LFreeDA: Label-Free Drift Adaptation for Windows Malware Detection
Adrian Shuai Li, Elisa Bertino
TL;DR
LFreeDA addresses the pervasive problem of concept drift in Windows malware detection without requiring target labels. It combines unsupervised domain adaptation on malware image representations to generate pseudo-labels, a conservative per-class pseudo-label selection step, and a final adaptation phase using those pseudo-labels on both image and CFG representations, via AdvDA or warm-start strategies. Empirical results on real-world MB-24+ data and controlled BIG-15 and MalwareDrift benchmarks show substantial gains over no-adaptation baselines (up to 12.6% accuracy and 11.1% F1) and performance close to fully supervised upper bounds, even matching state-of-the-art with ground-truth labels for hundreds of target samples. The findings provide practical deployment guidance, illustrating when LFreeDA is most effective and how to balance pseudo-label quality and coverage, with robustness to obfuscation and scalable applicability to real-world malware evolution.
Abstract
Machine learning (ML)-based malware detectors degrade over time as concept drift introduces new and evolving families unseen during training. Retraining is limited by the cost and time of manual labeling or sandbox analysis. Existing approaches mitigate this via drift detection and selective labeling, but fully label-free adaptation remains largely unexplored. Recent self-training methods use a previously trained model to generate pseudo-labels for unlabeled data and then train a new model on these labels. The unlabeled data are used only for inference and do not participate in training the earlier model.
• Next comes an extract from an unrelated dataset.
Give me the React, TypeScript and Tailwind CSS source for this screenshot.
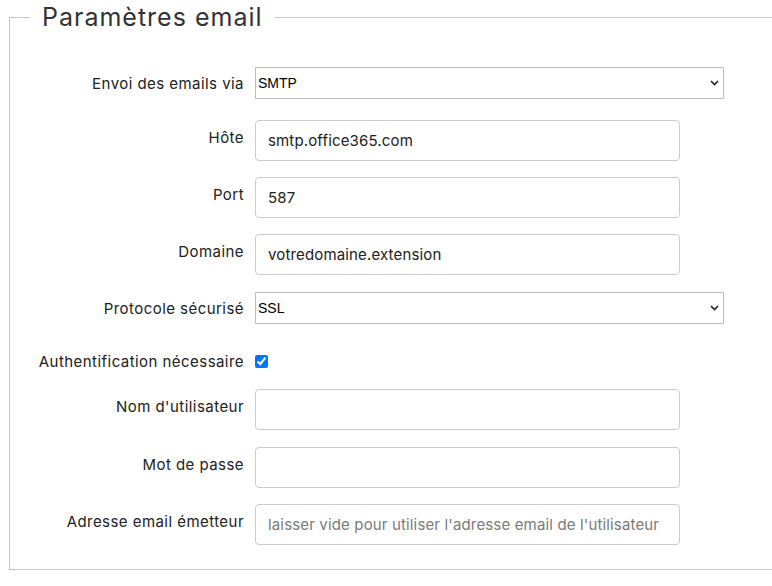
import React from "react";

const font = { fontFamily: "Inter, 'Open Sans', sans-serif" };

const labelCls = "w-[245px] shrink-0 text-right text-[15px] tracking-[0.45px] leading-[21px] text-[#212121] pr-[11px]";

function SelectRow({ label, value, top }: { label: string; value: string; top: string }) {
  return (
    <div className={`flex ${top}`}>
      <div className={`${labelCls} pt-[6px]`}>{label}</div>
      <div className="relative w-[469px] h-[32px]">
        <select
          defaultValue={value}
          className="w-full h-full appearance-none border border-[#bfbfbf] bg-white pl-[2px] text-[14px] text-black outline-none"
          style={{ fontFamily: "'Liberation Sans', Arial, sans-serif" }}
        >
          <option>{value}</option>
        </select>
        <svg className="absolute right-[5px] top-[13px]" width="9" height="6" viewBox="0 0 9 6">
          <path d="M1 1l3.5 3.5L8 1" fill="none" stroke="#222" strokeWidth="1.6" />
        </svg>
      </div>
    </div>
  );
}

function InputRow({ label, value, placeholder, top }: { label: string; value?: string; placeholder?: string; top: string }) {
  return (
    <div className={`flex ${top}`}>
      <div className={`${labelCls} pt-[7px]`}>{label}</div>
      <input
        type="text"
        defaultValue={value}
        placeholder={placeholder}
        className="w-[425px] h-[41px] rounded-[4px] border border-[#cccccc] bg-white px-[12px] text-[15px] tracking-[0.15px] text-[#212121] placeholder:text-[#7a7a7a] outline-none"
        style={font}
      />
    </div>
  );
}

export default function App() {
  return (
    <div className="w-[772px] h-[586px] overflow-hidden bg-white" style={font}>
      <fieldset className="ml-[9px] w-[800px] border border-[#c4c4c4] pb-[24px] px-0 m-0">
        <legend className="ml-[20px] px-[12px] text-[25px] tracking-[1px] leading-[34px] text-[#333333]">Paramètres email</legend>
        <SelectRow label="Envoi des emails via" value="SMTP" top="mt-[33px]" />
        <InputRow label="Hôte" value="smtp.office365.com" top="mt-[21px]" />
        <InputRow label="Port" value="587" top="mt-[16px]" />
        <InputRow label="Domaine" value="votredomaine.extension" top="mt-[16px]" />
        <SelectRow label="Protocole sécurisé" value="SSL" top="mt-[17px]" />
        <div className="flex items-center mt-[27px] h-[21px]">
          <div className={labelCls}>Authentification nécessaire</div>
          <input type="checkbox" defaultChecked className="m-0 w-[13px] h-[13px]" />
        </div>
        <InputRow label="Nom d'utilisateur" top="mt-[17px]" />
        <InputRow label="Mot de passe" top="mt-[17px]" />
        <InputRow
          label="Adresse email émetteur"
          placeholder="laisser vide pour utiliser l'adresse email de l'utilisateur"
          top="mt-[16px]"
        />
      </fieldset>
    </div>
  );
}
We argue that these unlabeled samples still carry valuable information that can be leveraged when incorporated appropriately into training. This paper introduces LFreeDA, an end-to-end framework that adapts malware classifiers to drift without manual labeling or drift detection. LFreeDA first performs unsupervised domain adaptation on malware images, jointly training on labeled and unlabeled samples to infer pseudo-labels and prune noisy ones. It then adapts a classifier on CFG representations using the labeled and selected pseudo-labeled data, leveraging the scalability of images for pseudo-labeling and the richer semantics of CFGs for final adaptation. Evaluations on the real-world MB-24+ dataset show that LFreeDA improves accuracy by up to 12.6% and F1 by 11.1% over no-adaptation lower bounds, and is only 4% and 3.4% below fully supervised upper bounds in accuracy and F1, respectively. It also matches the performance of state-of-the-art methods provided with ground truth labels for 300 target samples. Additional results on two controlled-drift benchmarks further confirm that LFreeDA maintains malware detection performance as malware evolves without human labeling.